How does shale shaker performance affect mud cost?

Poorly performing shakers that allow excessive fine solids to pass through screens increase the fine-solids loading in the active mud system. These fine solids — clay-sized particles with high surface area — adsorb mud chemicals (thinners, fluid-loss additives, emulsifiers) proportional to their surface area, consuming expensive additives that must be continuously replaced. Fine solids also require dilution with base fluid and weighting agent to restore mud properties, adding direct material cost. In a weighted SBM system where base fluid costs $1.50-3.00/litre, the cumulative cost of diluting for solids accumulation on a 30-day well section from poor shaker performance can exceed the cost of replacing the shaker screens with premium performance screens that prevented the problem.
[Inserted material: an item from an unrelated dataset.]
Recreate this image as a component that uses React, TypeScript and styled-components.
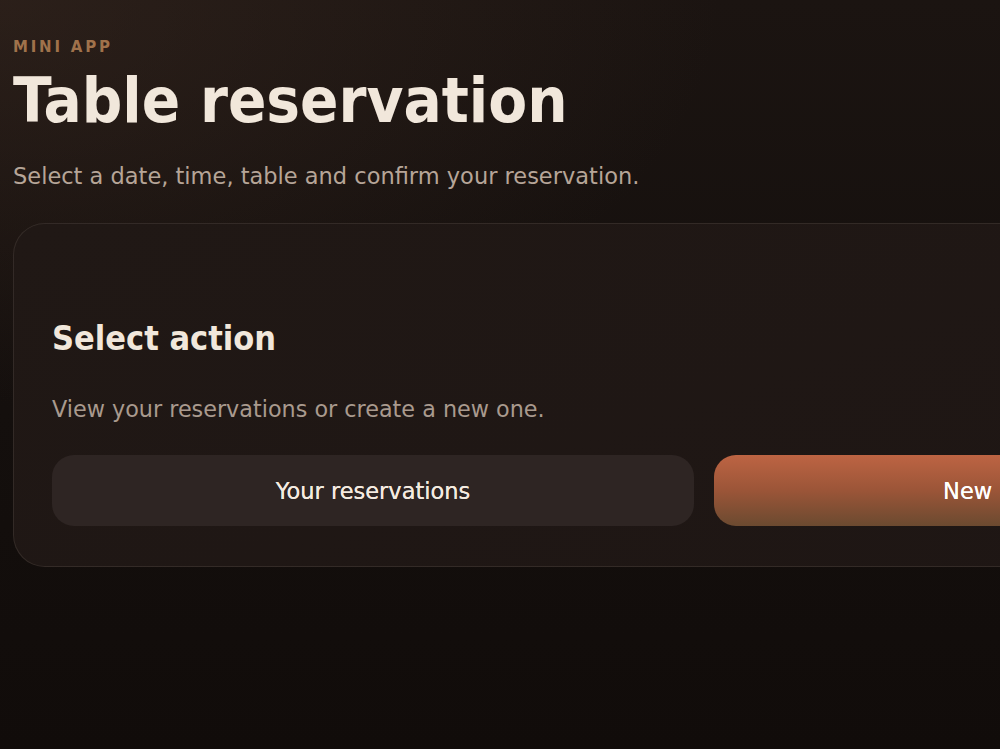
import React from "react";
import styled, { createGlobalStyle } from "styled-components";

const GlobalStyle = createGlobalStyle`
  html, body {
    margin: 0;
    padding: 0;
    background: #120d0b;
    overflow: hidden;
  }
  body {
    font-family: "DejaVu Sans", Verdana, sans-serif;
    -webkit-font-smoothing: antialiased;
  }
  * { box-sizing: border-box; }
`;

const Page = styled.div`
  width: 1408px;
  min-height: 749px;
  padding: 35px 13px 40px;
  background:
    radial-gradient(ellipse 1000px 560px at 0% 0%, rgba(70, 50, 40, 0.38), transparent 72%),
    linear-gradient(180deg, #1b1411 0%, #140f0d 55%, #110c0a 100%);
  display: flex;
  flex-direction: column;
`;

const Header = styled.header`
  display: flex;
  flex-direction: column;
`;

const Eyebrow = styled.div`
  font-size: 15px;
  font-weight: 700;
  letter-spacing: 2.8px;
  text-transform: uppercase;
  color: #a0724b;
  line-height: 24px;
`;

const Title = styled.h1`
  margin: 6px 0 0;
  font-family: "DejaVu Sans Condensed", "DejaVu Sans", sans-serif;
  font-size: 63px;
  font-weight: 700;
  line-height: 72px;
  color: #f1e7db;
`;

const Subtitle = styled.p`
  margin: 24px 0 0;
  font-size: 22.5px;
  line-height: 30px;
  color: #b6a598;
`;

const Card = styled.section`
  margin-top: 32px;
  width: 1382px;
  padding: 93px 38px 40px;
  border-radius: 32px;
  border: 1px solid rgba(255, 240, 225, 0.09);
  background: linear-gradient(160deg, #201815 0%, #1e1614 100%);
  display: flex;
  flex-direction: column;
`;

const CardTitle = styled.h2`
  margin: 0;
  font-family: "DejaVu Sans Condensed", "DejaVu Sans", sans-serif;
  font-size: 34px;
  font-weight: 700;
  line-height: 42px;
  color: #f1e7db;
`;

const CardText = styled.p`
  margin: 35px 0 0;
  font-size: 22.3px;
  line-height: 30px;
  color: #a99a8e;
`;

const Actions = styled.div`
  margin-top: 31px;
  display: grid;
  grid-template-columns: 1fr 1fr;
  gap: 20px;
`;

const ActionButton = styled.button<{ $primary?: boolean }>`
  height: 71px;
  border: none;
  border-radius: 22px;
  font-family: "DejaVu Sans", sans-serif;
  font-size: 22.5px;
  font-weight: 400;
  cursor: pointer;
  display: flex;
  align-items: center;
  justify-content: center;
  color: ${(p) => (p.$primary ? "#ffffff" : "#f4ebe0")};
  text-shadow: 0 0 0.4px currentColor;
  background: ${(p) =>
    p.$primary
      ? "linear-gradient(180deg, #bd6443 0%, #9b5538 50%, #6b4a30 100%)"
      : "#2e2523"};
`;

export default function App() {
  return (
    <>
      <GlobalStyle />
      <Page>
        <Header>
          <Eyebrow>Mini app</Eyebrow>
          <Title>Table reservation</Title>
          <Subtitle>Select a date, time, table and confirm your reservation.</Subtitle>
        </Header>
        <Card>
          <CardTitle>Select action</CardTitle>
          <CardText>View your reservations or create a new one.</CardText>
          <Actions>
            <ActionButton>Your reservations</ActionButton>
            <ActionButton $primary>New reservation</ActionButton>
          </Actions>
        </Card>
      </Page>
    </>
  );
}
Why Shale Shakers Matter in Oil and Gas

The shale shaker is the most fundamental piece of solids control equipment on any drilling rig, and shaker performance governs the quality of the entire mud system throughout the well. A well with excellent shaker performance drills with lower equivalent circulating density, better gauge hole, lower chemical consumption, and more reliable formation evaluation from mud logs and wireline tools. A well with poor shaker performance fights against constantly degrading mud properties that increase costs and risk at every subsequent operation. In an industry where a single wellbore on a deepwater platform represents a capital investment of $50-200 million, the performance of the shale shaker — a piece of equipment costing a few thousand dollars in screens per well — has an outsized influence on the technical and economic outcome of the entire drilling operation.